- _Description of the task_
Below is a listing. Quote from it, exactly, the lines from the one containing "Clone this screenshot" down to the one containing "string; types?: string;", both ends included, and nothing else.

Data records:

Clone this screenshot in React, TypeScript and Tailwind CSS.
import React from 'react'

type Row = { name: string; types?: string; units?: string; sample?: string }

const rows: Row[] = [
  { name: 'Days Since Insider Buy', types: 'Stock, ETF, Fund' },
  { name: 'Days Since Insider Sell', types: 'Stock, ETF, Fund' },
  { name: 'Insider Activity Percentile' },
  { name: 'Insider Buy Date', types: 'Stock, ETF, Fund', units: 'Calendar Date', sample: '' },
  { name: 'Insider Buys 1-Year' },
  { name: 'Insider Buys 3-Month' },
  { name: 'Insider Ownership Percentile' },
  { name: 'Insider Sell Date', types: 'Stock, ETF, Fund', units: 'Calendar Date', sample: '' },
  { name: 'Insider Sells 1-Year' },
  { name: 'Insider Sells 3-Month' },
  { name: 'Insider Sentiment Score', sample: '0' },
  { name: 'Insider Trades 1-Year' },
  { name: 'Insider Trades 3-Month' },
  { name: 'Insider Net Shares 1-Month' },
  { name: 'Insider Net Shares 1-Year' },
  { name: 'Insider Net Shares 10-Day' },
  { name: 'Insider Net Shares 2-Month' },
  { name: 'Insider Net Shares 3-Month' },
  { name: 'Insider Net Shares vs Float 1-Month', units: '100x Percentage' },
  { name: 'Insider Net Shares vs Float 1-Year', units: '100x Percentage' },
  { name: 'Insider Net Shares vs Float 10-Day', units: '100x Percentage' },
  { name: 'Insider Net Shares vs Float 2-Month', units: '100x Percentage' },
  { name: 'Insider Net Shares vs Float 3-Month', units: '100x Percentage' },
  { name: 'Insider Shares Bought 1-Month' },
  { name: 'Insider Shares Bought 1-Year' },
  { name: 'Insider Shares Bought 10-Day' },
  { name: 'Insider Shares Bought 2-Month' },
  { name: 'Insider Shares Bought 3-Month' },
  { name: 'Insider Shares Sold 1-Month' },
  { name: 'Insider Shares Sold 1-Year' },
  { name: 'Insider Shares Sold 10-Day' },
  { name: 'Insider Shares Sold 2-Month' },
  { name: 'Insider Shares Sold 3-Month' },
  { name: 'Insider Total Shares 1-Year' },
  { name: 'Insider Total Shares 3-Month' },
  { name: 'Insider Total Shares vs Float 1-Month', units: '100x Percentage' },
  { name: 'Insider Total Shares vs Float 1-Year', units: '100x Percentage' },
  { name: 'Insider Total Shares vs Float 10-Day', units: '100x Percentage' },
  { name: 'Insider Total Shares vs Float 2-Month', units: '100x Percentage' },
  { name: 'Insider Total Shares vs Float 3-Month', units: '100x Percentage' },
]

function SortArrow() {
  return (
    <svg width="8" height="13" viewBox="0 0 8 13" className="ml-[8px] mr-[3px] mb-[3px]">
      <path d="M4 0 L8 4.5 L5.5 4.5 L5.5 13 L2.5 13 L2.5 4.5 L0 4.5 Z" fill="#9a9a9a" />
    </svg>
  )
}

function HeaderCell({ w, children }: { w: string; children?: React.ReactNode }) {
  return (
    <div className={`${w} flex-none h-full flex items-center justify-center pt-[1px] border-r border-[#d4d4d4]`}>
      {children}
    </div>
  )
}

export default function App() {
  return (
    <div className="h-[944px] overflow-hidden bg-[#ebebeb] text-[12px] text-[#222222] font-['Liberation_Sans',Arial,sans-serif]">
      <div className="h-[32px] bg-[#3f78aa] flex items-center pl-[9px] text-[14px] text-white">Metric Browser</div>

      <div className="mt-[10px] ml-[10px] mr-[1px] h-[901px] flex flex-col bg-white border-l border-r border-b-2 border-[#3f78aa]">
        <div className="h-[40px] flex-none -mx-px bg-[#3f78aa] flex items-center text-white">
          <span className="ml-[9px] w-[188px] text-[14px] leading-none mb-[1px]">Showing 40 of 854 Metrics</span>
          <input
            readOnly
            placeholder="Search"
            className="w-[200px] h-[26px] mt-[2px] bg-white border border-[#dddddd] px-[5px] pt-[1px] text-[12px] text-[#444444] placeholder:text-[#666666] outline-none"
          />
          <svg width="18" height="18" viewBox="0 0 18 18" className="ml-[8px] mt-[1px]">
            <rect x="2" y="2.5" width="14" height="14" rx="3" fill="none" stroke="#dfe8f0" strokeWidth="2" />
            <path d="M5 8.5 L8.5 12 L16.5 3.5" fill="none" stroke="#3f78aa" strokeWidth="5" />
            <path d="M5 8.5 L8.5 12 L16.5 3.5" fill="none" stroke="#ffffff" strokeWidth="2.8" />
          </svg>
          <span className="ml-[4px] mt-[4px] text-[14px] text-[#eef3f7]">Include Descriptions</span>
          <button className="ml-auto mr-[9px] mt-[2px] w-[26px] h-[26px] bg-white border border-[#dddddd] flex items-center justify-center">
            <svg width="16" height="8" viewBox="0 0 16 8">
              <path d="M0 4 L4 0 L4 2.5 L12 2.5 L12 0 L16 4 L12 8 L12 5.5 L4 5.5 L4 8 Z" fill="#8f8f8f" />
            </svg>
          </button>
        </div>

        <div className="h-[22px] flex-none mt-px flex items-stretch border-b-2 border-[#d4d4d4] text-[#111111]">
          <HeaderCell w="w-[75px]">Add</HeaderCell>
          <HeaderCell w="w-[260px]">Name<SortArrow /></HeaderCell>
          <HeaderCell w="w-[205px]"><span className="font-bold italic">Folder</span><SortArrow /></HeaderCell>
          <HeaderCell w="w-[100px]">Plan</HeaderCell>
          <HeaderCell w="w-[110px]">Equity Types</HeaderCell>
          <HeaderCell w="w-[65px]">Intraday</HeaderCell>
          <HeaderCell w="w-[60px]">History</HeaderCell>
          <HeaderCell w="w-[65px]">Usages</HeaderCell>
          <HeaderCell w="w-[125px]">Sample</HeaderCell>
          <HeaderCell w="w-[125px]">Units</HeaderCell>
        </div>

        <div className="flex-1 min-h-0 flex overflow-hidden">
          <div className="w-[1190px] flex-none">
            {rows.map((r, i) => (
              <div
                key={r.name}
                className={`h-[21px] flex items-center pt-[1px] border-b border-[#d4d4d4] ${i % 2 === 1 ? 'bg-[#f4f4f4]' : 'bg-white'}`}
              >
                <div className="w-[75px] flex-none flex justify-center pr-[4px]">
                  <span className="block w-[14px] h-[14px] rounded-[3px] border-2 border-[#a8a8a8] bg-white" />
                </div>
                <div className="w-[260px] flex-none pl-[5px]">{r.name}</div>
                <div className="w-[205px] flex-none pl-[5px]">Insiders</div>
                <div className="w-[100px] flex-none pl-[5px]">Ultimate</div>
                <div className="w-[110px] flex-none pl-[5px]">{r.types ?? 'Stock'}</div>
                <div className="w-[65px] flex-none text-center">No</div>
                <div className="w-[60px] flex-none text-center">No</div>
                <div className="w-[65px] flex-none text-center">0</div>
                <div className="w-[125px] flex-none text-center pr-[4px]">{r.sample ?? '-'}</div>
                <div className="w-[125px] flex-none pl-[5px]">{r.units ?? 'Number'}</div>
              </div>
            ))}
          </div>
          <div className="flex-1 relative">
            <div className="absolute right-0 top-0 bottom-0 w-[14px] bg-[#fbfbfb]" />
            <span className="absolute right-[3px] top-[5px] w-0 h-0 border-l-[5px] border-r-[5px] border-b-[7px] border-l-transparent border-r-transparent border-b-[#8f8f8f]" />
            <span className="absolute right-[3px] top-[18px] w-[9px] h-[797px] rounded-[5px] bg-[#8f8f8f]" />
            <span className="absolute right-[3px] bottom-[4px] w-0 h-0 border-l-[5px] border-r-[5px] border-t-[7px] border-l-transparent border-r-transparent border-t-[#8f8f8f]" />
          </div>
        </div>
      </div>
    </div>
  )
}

* * *

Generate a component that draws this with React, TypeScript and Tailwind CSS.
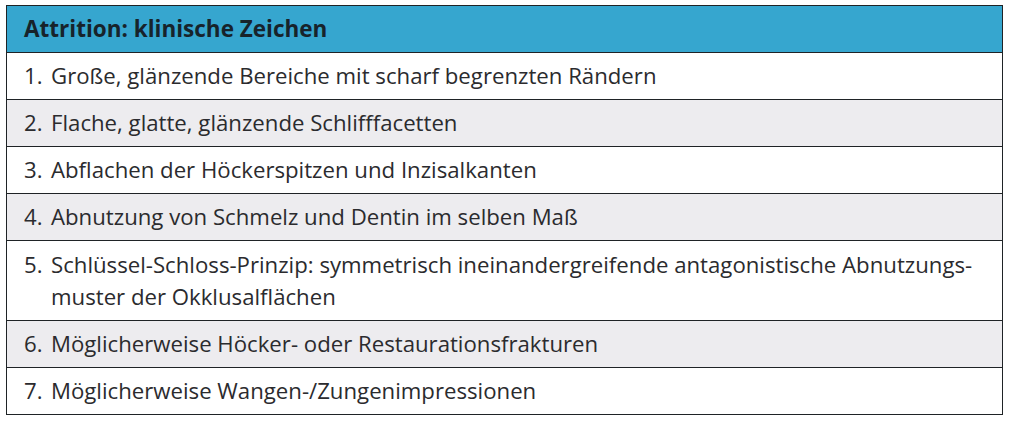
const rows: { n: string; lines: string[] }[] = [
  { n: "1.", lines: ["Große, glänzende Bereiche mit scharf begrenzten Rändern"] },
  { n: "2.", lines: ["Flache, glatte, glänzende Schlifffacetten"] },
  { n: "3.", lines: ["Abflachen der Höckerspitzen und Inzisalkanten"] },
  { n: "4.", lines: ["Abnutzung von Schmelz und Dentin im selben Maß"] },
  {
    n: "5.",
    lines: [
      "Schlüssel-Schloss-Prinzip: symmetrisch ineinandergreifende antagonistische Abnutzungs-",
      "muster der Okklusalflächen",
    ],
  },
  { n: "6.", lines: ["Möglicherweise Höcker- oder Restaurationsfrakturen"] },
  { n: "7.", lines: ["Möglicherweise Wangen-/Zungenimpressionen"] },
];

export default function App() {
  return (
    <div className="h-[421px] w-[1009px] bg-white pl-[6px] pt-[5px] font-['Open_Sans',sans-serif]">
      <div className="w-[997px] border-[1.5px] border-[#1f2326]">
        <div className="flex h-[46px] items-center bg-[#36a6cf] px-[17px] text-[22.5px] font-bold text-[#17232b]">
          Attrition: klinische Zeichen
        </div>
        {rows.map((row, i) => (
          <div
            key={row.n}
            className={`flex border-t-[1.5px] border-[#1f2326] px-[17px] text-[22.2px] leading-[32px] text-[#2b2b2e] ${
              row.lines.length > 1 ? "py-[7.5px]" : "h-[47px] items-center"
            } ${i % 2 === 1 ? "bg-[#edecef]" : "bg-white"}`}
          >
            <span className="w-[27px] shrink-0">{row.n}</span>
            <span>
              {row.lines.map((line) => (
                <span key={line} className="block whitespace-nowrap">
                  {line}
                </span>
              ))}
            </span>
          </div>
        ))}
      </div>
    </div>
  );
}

---

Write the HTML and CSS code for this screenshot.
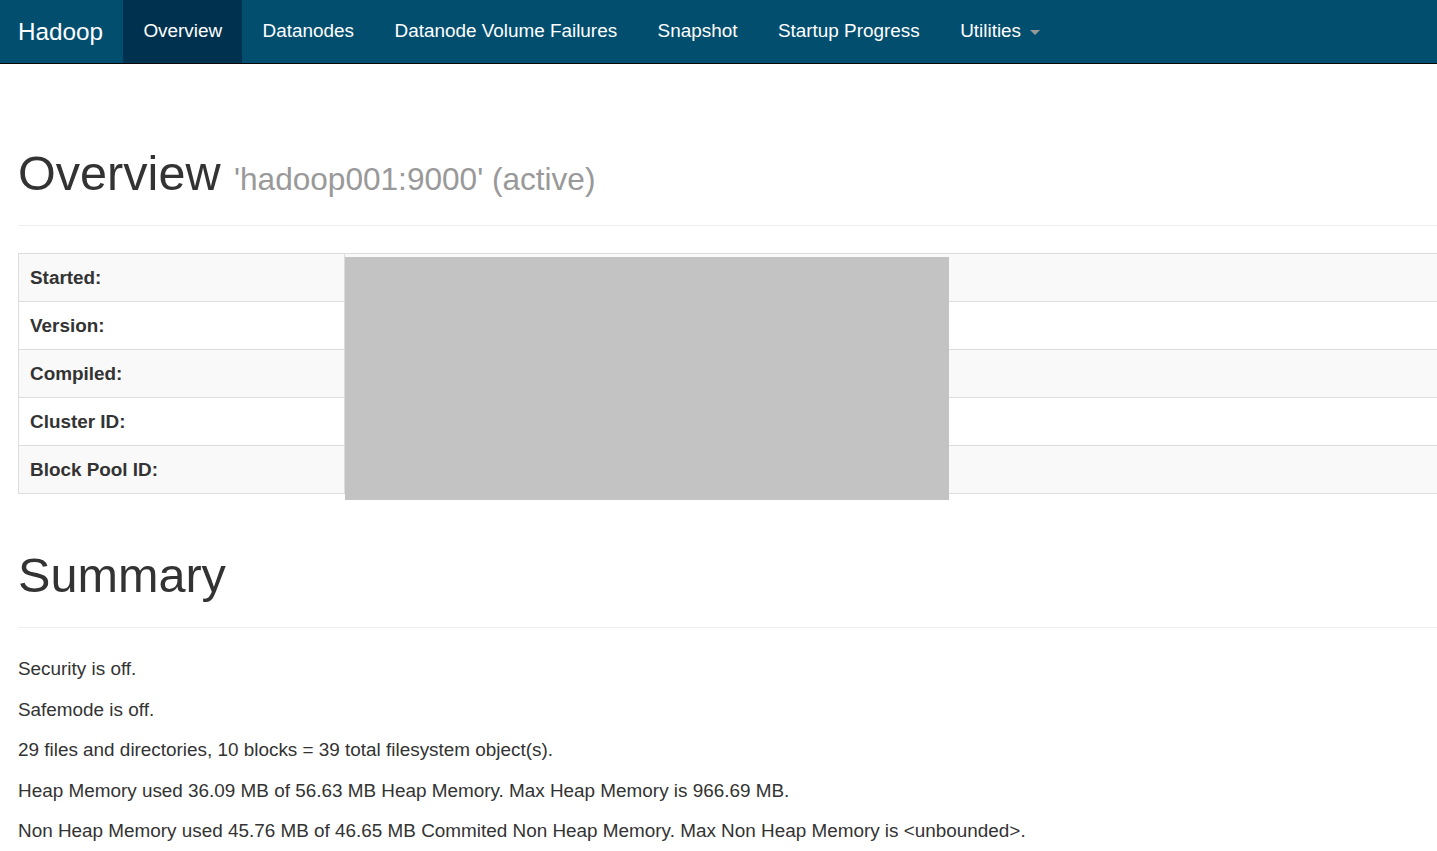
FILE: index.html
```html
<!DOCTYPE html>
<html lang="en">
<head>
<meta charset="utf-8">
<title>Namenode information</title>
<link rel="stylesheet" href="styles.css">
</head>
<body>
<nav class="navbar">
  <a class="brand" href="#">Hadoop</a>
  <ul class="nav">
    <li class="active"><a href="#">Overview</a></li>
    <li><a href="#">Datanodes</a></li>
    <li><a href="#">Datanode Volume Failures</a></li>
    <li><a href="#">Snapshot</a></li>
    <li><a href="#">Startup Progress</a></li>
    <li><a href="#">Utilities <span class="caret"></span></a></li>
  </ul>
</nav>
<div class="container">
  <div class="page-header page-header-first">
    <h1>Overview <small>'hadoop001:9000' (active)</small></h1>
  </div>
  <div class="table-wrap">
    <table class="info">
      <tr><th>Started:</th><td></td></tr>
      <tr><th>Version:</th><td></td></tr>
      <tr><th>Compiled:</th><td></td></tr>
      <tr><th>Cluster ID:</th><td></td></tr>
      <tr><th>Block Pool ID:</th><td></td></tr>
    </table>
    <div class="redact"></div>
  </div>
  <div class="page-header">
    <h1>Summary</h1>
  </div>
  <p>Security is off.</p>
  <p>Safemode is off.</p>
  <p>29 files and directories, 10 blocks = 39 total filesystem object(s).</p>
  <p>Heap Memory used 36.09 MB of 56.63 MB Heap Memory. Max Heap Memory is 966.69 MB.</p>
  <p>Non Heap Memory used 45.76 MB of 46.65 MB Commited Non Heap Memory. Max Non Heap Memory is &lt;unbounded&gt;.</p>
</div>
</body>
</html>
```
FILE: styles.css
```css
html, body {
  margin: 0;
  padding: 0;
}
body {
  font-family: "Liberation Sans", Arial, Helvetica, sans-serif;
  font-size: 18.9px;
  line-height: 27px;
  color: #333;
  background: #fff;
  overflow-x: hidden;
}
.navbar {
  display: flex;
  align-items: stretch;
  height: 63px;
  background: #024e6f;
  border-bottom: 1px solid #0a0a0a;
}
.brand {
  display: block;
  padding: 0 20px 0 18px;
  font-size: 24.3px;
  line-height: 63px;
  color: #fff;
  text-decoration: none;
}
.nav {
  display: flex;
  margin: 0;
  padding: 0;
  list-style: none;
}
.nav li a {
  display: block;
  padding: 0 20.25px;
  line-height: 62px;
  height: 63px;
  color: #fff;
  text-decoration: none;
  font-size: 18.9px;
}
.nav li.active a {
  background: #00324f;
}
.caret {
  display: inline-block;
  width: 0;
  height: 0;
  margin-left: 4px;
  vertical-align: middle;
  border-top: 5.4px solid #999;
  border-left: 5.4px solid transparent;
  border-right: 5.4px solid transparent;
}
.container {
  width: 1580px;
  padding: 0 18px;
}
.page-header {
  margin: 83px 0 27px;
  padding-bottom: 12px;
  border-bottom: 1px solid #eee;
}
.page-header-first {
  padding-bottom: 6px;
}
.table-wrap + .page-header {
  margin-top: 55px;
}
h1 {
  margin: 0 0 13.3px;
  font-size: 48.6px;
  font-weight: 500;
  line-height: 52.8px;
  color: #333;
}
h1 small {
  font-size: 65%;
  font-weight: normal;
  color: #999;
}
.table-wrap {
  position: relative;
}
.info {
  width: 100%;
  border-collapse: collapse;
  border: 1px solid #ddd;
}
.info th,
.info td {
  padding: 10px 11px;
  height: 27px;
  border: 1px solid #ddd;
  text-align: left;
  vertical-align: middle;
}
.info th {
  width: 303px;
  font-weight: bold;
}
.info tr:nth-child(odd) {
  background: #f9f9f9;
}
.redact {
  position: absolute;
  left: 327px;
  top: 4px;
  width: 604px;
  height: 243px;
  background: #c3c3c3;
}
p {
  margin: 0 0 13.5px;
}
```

- _Full answer_
Clone this screenshot in React, TypeScript and Tailwind CSS.
import React from 'react'

type Row = { name: string; types?: string; units?: string; sample?: string }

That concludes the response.